Friday, September 12, 2008

Prose about Prose, and Its Awful Obligations

I'm beginning to become tortured now, aren't I? Those that live in their mind have comfortable space. I find my mind an unsuitable venue, prone to stumbles, flickering lights. The water is too cold, but there's no one to fix the pipes and nothing, no amount of water will rinse the grime off its surface; it is sordid. Insanity, although undiagnosed, undeniably runs on the maternal side of my family and it is a shame I could find nothing beautiful yet, like Hemingway did (although perhaps he did not find his mind beautiful). But I am not tortured by creative genius, merely lack thereof. Or perhaps misplacement. Sometimes I feel it in my heart, but we both know it has no business there, despite what wizened Greek philosophers may have concluded through their pontifications. It belongs in my mind, but as I said, as minds go, mine is not in high demand. It is a sordid, idle, murky place. 

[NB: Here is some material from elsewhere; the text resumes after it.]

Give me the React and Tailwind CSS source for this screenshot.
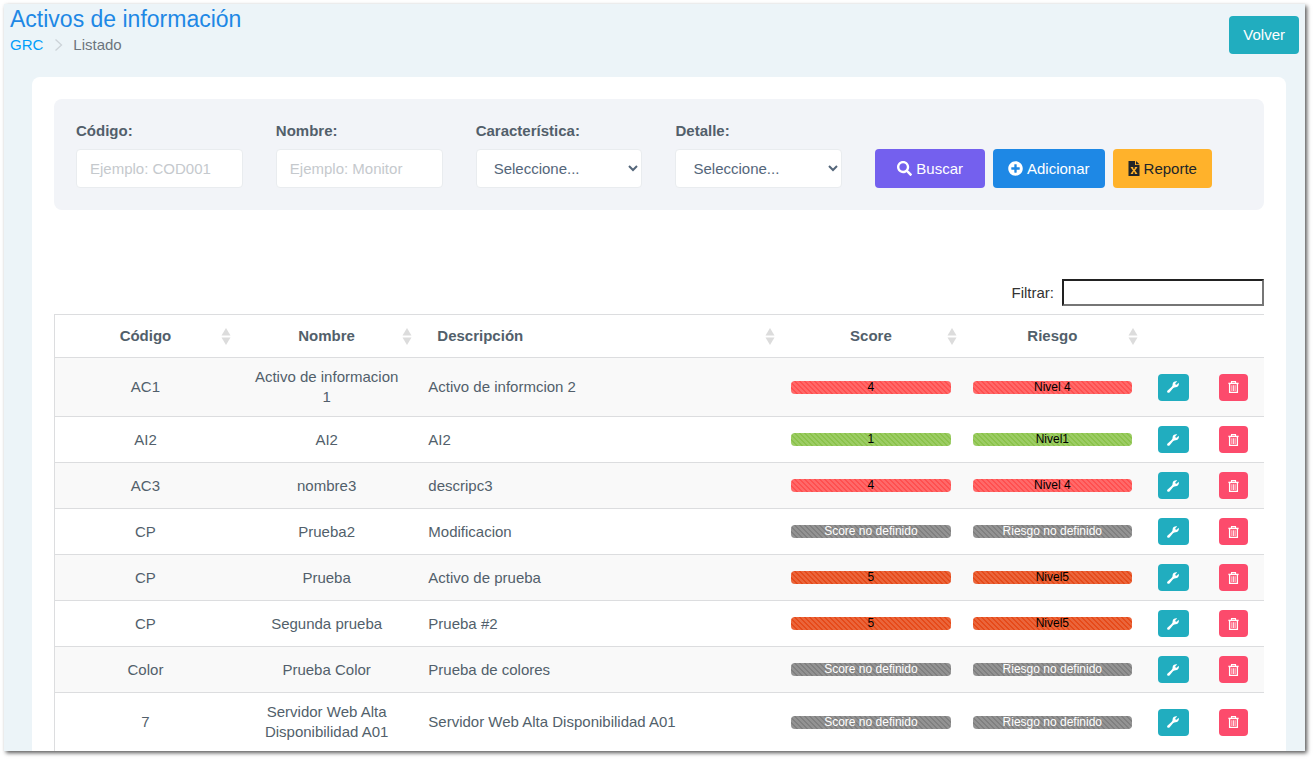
import { FaSearch, FaPlusCircle } from "react-icons/fa";

const STRIPES =
  "bg-[linear-gradient(45deg,rgba(255,255,255,.15)_25%,transparent_25%,transparent_50%,rgba(255,255,255,.15)_50%,rgba(255,255,255,.15)_75%,transparent_75%,transparent)] bg-[length:5px_5px]";

const LEVELS = {
  red: "bg-[#ff4f4f] text-black",
  green: "bg-[#8bc34a] text-black",
  orange: "bg-[#e64a19] text-black",
  none: "bg-[#808080] text-white",
};

const activos = [
  { codigo: "AC1", nombre: "Activo de informacion 1", descripcion: "Activo de informcion 2", score: "4", riesgo: "Nivel 4", level: "red" },
  { codigo: "AI2", nombre: "AI2", descripcion: "AI2", score: "1", riesgo: "Nivel1", level: "green" },
  { codigo: "AC3", nombre: "nombre3", descripcion: "descripc3", score: "4", riesgo: "Nivel 4", level: "red" },
  { codigo: "CP", nombre: "Prueba2", descripcion: "Modificacion", level: "none" },
  { codigo: "CP", nombre: "Prueba", descripcion: "Activo de prueba", score: "5", riesgo: "Nivel5", level: "orange" },
  { codigo: "CP", nombre: "Segunda prueba", descripcion: "Prueba #2", score: "5", riesgo: "Nivel5", level: "orange" },
  { codigo: "Color", nombre: "Prueba Color", descripcion: "Prueba de colores", level: "none" },
  { codigo: "7", nombre: "Servidor Web Alta Disponibilidad A01", descripcion: "Servidor Web Alta Disponibilidad A01", level: "none" },
];

const columns = [
  { label: "Código", width: "w-[15%]" },
  { label: "Nombre", width: "w-[15%]" },
  { label: "Descripción", width: "w-[30%]", align: "text-left pl-5" },
  { label: "Score", width: "w-[15%]" },
  { label: "Riesgo", width: "w-[15%]" },
];

const SortIcon = () => (
  <svg
    viewBox="0 0 10 17"
    className="absolute right-[5px] top-[13px] w-[10px] h-[17px] fill-[#dcdcdc]"
    aria-hidden="true"
  >
    <path d="M5 0 L9.5 7.5 H0.5 Z" />
    <path d="M0.5 9.5 H9.5 L5 17 Z" />
  </svg>
);

const ExcelIcon = () => (
  <svg viewBox="0 0 12 15" className="w-3 h-[15px]" aria-hidden="true">
    <path d="M0.5 0 H7 V4 H11.5 V15 H0.5 Z M8 0 L11.5 3.2 H8 Z" fill="#212529" />
    <path
      d="M3.8 6.7 L8.2 12.3 M8.2 6.7 L3.8 12.3"
      stroke="#ffb22b"
      strokeWidth="1.5"
    />
    <path
      d="M2.8 6.5 H5.2 M6.8 6.5 H9.2 M2.8 12.5 H5.2 M6.8 12.5 H9.2"
      stroke="#ffb22b"
      strokeWidth="1"
    />
  </svg>
);

const WrenchIcon = () => (
  <svg viewBox="0 0 12 12" className="size-3 fill-white" aria-hidden="true">
    <path d="M10.2 0.4 C8.6 -0.2 6.6 0.5 5.9 2.1 C5.5 3.1 5.6 3.9 5.5 4.6 C5.3 5.3 4.6 5.9 4 6.5 L0.6 9.5 C-0.1 10.2 0 11 0.5 11.5 C1 12 1.9 12 2.5 11.4 L5.4 8 C6 7.3 6.7 6.6 7.4 6.5 C8.2 6.4 9 6.5 9.9 6.1 C11.5 5.4 12.3 3.5 11.6 1.8 L9.7 3.7 L8.5 3.5 L8.3 2.3 Z" />
  </svg>
);

const TrashIcon = () => (
  <svg
    viewBox="0 0 11 12"
    className="w-[11px] h-3 fill-none stroke-white"
    aria-hidden="true"
  >
    <path d="M3.5 2 V0.6 H7.5 V2" strokeWidth="1.1" />
    <path d="M0.4 2.4 H10.6" strokeWidth="1.4" />
    <path d="M1.6 3 V11.3 H9.4 V3" strokeWidth="1.3" />
    <path d="M3.9 4.2 V10 M5.5 4.2 V10 M7.1 4.2 V10" strokeWidth="0.8" />
  </svg>
);

const LevelBar = ({ level, children }) => (
  <div
    className={`h-[13px] rounded-[4px] overflow-hidden text-center text-[12px] leading-[12px] ${LEVELS[level]} ${STRIPES}`}
  >
    {children}
  </div>
);

const TextField = ({ id, label, placeholder }) => (
  <div className="flex flex-col gap-2">
    <label htmlFor={id} className="font-bold">
      {label}
    </label>
    <input
      id={id}
      type="text"
      placeholder={placeholder}
      className="w-full h-[39px] px-[13px] bg-white border border-[#e9ecef] rounded-[4px] placeholder:text-[#c5c9cd] outline-none focus:border-[#1e88e5]"
    />
  </div>
);

const SelectField = ({ id, label }) => (
  <div className="flex flex-col gap-2">
    <label htmlFor={id} className="font-bold">
      {label}
    </label>
    <select
      id={id}
      className="w-full h-[39px] pl-[13px] bg-white border border-[#e9ecef] rounded-[4px] text-[#54667a] outline-none focus:border-[#1e88e5]"
    >
      <option>Seleccione...</option>
    </select>
  </div>
);

const App = () => {
  return (
    <div className="min-h-screen flex pt-1 pl-1 pr-[9px] pb-2 bg-white font-['Liberation_Sans',Arial,sans-serif] text-[15px] leading-5 text-[#525f6b]">
      <div className="flex-1 flex flex-col bg-[#ecf4f8] shadow-[2px_2px_4px_0px_rgba(0,0,0,0.65)]">
        {/* Title and breadcrumb */}
        <header className="flex items-start justify-between px-[6px] h-[73px] shrink-0">
          <div>
            <h1 className="text-[23px] leading-[31px] text-[#1e88e5]">
              Activos de información
            </h1>
            <nav className="flex items-center text-[#6c757d]">
              <a href="#grc" className="text-[#009efb]">
                GRC
              </a>
              <svg
                viewBox="0 0 9 12"
                className="w-[9px] h-3 ml-[11px] mr-[10px] fill-none stroke-[#ccd3d8]"
                aria-hidden="true"
              >
                <path d="M1.5 0.5 L7.5 6 L1.5 11.5" strokeWidth="1.3" />
              </svg>
              <span>Listado</span>
            </nav>
          </div>
          <button className="mt-3 h-[38px] px-[14px] rounded-[4px] bg-[#21adbf] text-white">
            Volver
          </button>
        </header>

        <main className="flex-1 ml-7 mr-[19px] px-[22px] pt-[22px] bg-white rounded-t-[8px]">
          {/* Search filters */}
          <form
            className="grid grid-cols-6 gap-x-[33px] items-end p-[22px] bg-[#f2f4f8] rounded-[8px]"
            onSubmit={(e) => e.preventDefault()}
          >
            <TextField id="codigo" label="Código:" placeholder="Ejemplo: COD001" />
            <TextField id="nombre" label="Nombre:" placeholder="Ejemplo: Monitor" />
            <SelectField id="caracteristica" label="Característica:" />
            <SelectField id="detalle" label="Detalle:" />
            <div className="col-span-2 flex gap-2">
              <button className="flex items-center gap-1 h-[39px] px-[22px] rounded-[4px] bg-[#7460ee] text-white">
                <FaSearch />
                Buscar
              </button>
              <button
                type="button"
                className="flex items-center gap-1 h-[39px] px-[15px] rounded-[4px] bg-[#1e88e5] text-white"
              >
                <FaPlusCircle />
                Adicionar
              </button>
              <button
                type="button"
                className="flex items-center gap-1 h-[39px] px-[15px] rounded-[4px] bg-[#ffb22b] text-[#212529]"
              >
                <ExcelIcon />
                Reporte
              </button>
            </div>
          </form>

          {/* Table filter */}
          <div className="flex items-center justify-end gap-2 mt-[69px] mb-2">
            <label htmlFor="filtrar" className="text-[#333]">
              Filtrar:
            </label>
            <input
              id="filtrar"
              type="search"
              className="w-[202px] h-[27px] px-1 bg-white border-2 border-t-[#222] border-l-[#222] border-r-[#767676] border-b-[#767676] outline-none"
            />
          </div>

          <table className="w-full table-fixed border-collapse border-t border-l border-[#dcdddf] text-center">
            <thead>
              <tr className="border-b border-[#dcdddf]">
                {columns.map((col) => (
                  <th
                    key={col.label}
                    className={`relative py-[11px] font-bold ${col.width} ${col.align || ""}`}
                  >
                    {col.label}
                    <SortIcon />
                  </th>
                ))}
                <th className="w-[5%]" aria-label="Editar" />
                <th className="w-[5%]" aria-label="Eliminar" />
              </tr>
            </thead>
            <tbody>
              {activos.map((activo, index) => (
                <tr
                  key={index}
                  className="border-b border-[#dcdddf] last:border-b-0 odd:bg-[#f9f9f9]"
                >
                  <td className="px-4 py-[9px]">{activo.codigo}</td>
                  <td className="px-4 py-[9px]">{activo.nombre}</td>
                  <td className="px-[11px] py-[9px] text-left">
                    {activo.descripcion}
                  </td>
                  <td className="px-[11px] py-[9px]">
                    <LevelBar level={activo.level}>
                      {activo.score || "Score no definido"}
                    </LevelBar>
                  </td>
                  <td className="px-[11px] py-[9px]">
                    <LevelBar level={activo.level}>
                      {activo.riesgo || "Riesgo no definido"}
                    </LevelBar>
                  </td>
                  <td className="py-[9px]">
                    <button
                      className="inline-flex items-center justify-center align-top w-[31px] h-[27px] rounded-[4px] bg-[#21adbf]"
                      title="Editar"
                    >
                      <WrenchIcon />
                    </button>
                  </td>
                  <td className="py-[9px]">
                    <button
                      className="inline-flex items-center justify-center align-top w-[29px] h-[27px] rounded-[4px] bg-[#fc4b6c]"
                      title="Eliminar"
                    >
                      <TrashIcon />
                    </button>
                  </td>
                </tr>
              ))}
            </tbody>
          </table>
        </main>
      </div>
    </div>
  );
};

export default App;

I looked at myself in the mirror and saw what some could call a beauty, but the varnish is unfinished to the discerning eye. The interior lacks attention, and the structure feels the subtle consequences. And I looked myself in the eye and said "I am beginning to become tortured now, aren't I?" Underneath the grime, a reluctant, y
et stoic, "Yes."
I looked out the window, ashamed. My mind, my heart, they all looked away, and we all saw this: a Renaissance of nature, a parade of rosy pink wisps of vapor dancing, twirling, embraced by the wind. In a bed of warm, never-ending cerulean, a moon of no special crescent or impeccable round shape, but a bit shaved off by time on the left side, he quietly observed, let the tones both cloak and reveal him, always moving, always content. My mind did not change its half-lidded gaze, but my heart saw , oh, she saw what these eyes did, and could no longer remain reticent. It was the idea, the Romantic, unattainable beauty, that made her expand towards it, that made her throw herself every which way, against my chest, spine, ribcage, knocking time and time again, pushing the surrounding water out through my black framed eyes, those which looked back into the mirror and tried to tell her what we had just learned: even if there was a way to reach that beauty, even if flooded the most dank and pungent corners of this wholly unenviable mind, and made me as clean as I was back when all it took was water, what, then, would we do? We, my darling, are simply not wise enough to know. 
Yes, she understood, but it did not satisfy. She asked that laughable apartment beneath this tough copper hair, "Why? Why is it beautiful?" hoping his learned logic could satiate her most instinctive urges. He responded, his heavy eyes closing even more, "I haven't the desire to care."